Kent is not always the easiest employee to manage. His short attention span means that sometimes you will need to remind him to finish tasks. If he suddenly stops communicating, he has almost certainly gone down a rat hole and would benefit from a firm reminder to stay connected with the goals of the company. His compensation didn’t really fit into our existing structure, but he was flexible about making that part of the relationship work.

The biggest impact of Kent’s presence has been his personal relationships with individual engineers. Kent has spent thousands of hours pair programming remotely. Engineers he pairs with regularly show a marked improvement in programming skill, engineering intuition, and sometimes interpersonal skills. I am a good example. I came here full of ideas and energy but frustrated that no one would listen to me. From working with Kent I learned leadership skills, patience, and empathy, culminating in my recent promotion to director of development.

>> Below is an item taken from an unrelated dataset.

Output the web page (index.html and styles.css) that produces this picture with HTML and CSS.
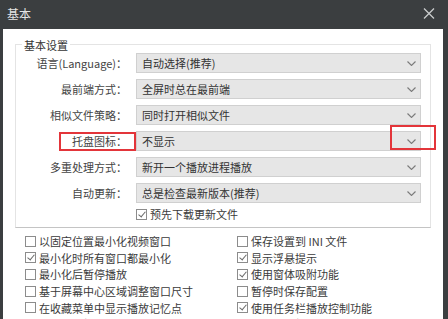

I understand Kent’s desire to move on, and I wish him well. If you are building an engineering culture focused on skill, responsibility and accountability, I recommend that you consider him for a position.



I used the above as an exercise to help try to understand the connection between what I would like to do and what others might see as valuable. My needs are:

  • Predictability. After 15 years as a consultant, I am willing to trade some freedom for a more predictable employer and income. I don’t mind (actually I prefer) that the work itself be varied, but the stress of variability has been amplified by having two kids in college at the same time (& for several more years).
  • Belonging. I have really appreciated feeling part of a team for the last eight months & didn’t know how much I missed it as a consultant.
  • Purpose. I’ve been working since I was 18 to improve the work of programmers, but I also crave a larger sense of purpose. I’d like to be able to answer the question, “Improved programming toward what social goal?”